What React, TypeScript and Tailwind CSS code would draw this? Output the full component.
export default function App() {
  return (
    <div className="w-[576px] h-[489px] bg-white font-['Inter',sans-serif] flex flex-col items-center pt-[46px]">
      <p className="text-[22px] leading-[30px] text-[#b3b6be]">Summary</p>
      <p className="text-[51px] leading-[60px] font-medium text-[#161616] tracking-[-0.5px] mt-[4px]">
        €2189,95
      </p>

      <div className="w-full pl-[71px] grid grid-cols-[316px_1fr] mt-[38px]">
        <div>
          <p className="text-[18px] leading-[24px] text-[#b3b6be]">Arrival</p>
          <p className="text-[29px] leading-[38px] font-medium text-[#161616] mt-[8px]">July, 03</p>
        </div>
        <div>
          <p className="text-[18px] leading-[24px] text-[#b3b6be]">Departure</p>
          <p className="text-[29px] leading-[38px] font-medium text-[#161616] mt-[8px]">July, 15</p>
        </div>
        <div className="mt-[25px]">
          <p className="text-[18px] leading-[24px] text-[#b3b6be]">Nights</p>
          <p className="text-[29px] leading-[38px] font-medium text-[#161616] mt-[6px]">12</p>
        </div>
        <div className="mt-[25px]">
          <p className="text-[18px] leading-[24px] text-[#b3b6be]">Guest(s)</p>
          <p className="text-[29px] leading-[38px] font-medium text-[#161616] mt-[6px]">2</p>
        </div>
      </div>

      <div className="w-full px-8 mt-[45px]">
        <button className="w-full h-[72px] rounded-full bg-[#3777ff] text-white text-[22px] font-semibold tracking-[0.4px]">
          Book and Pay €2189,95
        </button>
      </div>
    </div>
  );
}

■ ■ ■ ■ ■ ■ ■

◆ The task:
Please return the data above exactly as given.

◆ The response:
What React, TypeScript and Tailwind CSS code would draw this? Output the full component.
export default function App() {
  return (
    <div className="w-[576px] h-[489px] bg-white font-['Inter',sans-serif] flex flex-col items-center pt-[46px]">
      <p className="text-[22px] leading-[30px] text-[#b3b6be]">Summary</p>
      <p className="text-[51px] leading-[60px] font-medium text-[#161616] tracking-[-0.5px] mt-[4px]">
        €2189,95
      </p>

      <div className="w-full pl-[71px] grid grid-cols-[316px_1fr] mt-[38px]">
        <div>
          <p className="text-[18px] leading-[24px] text-[#b3b6be]">Arrival</p>
          <p className="text-[29px] leading-[38px] font-medium text-[#161616] mt-[8px]">July, 03</p>
        </div>
        <div>
          <p className="text-[18px] leading-[24px] text-[#b3b6be]">Departure</p>
          <p className="text-[29px] leading-[38px] font-medium text-[#161616] mt-[8px]">July, 15</p>
        </div>
        <div className="mt-[25px]">
          <p className="text-[18px] leading-[24px] text-[#b3b6be]">Nights</p>
          <p className="text-[29px] leading-[38px] font-medium text-[#161616] mt-[6px]">12</p>
        </div>
        <div className="mt-[25px]">
          <p className="text-[18px] leading-[24px] text-[#b3b6be]">Guest(s)</p>
          <p className="text-[29px] leading-[38px] font-medium text-[#161616] mt-[6px]">2</p>
        </div>
      </div>

      <div className="w-full px-8 mt-[45px]">
        <button className="w-full h-[72px] rounded-full bg-[#3777ff] text-white text-[22px] font-semibold tracking-[0.4px]">
          Book and Pay €2189,95
        </button>
      </div>
    </div>
  );
}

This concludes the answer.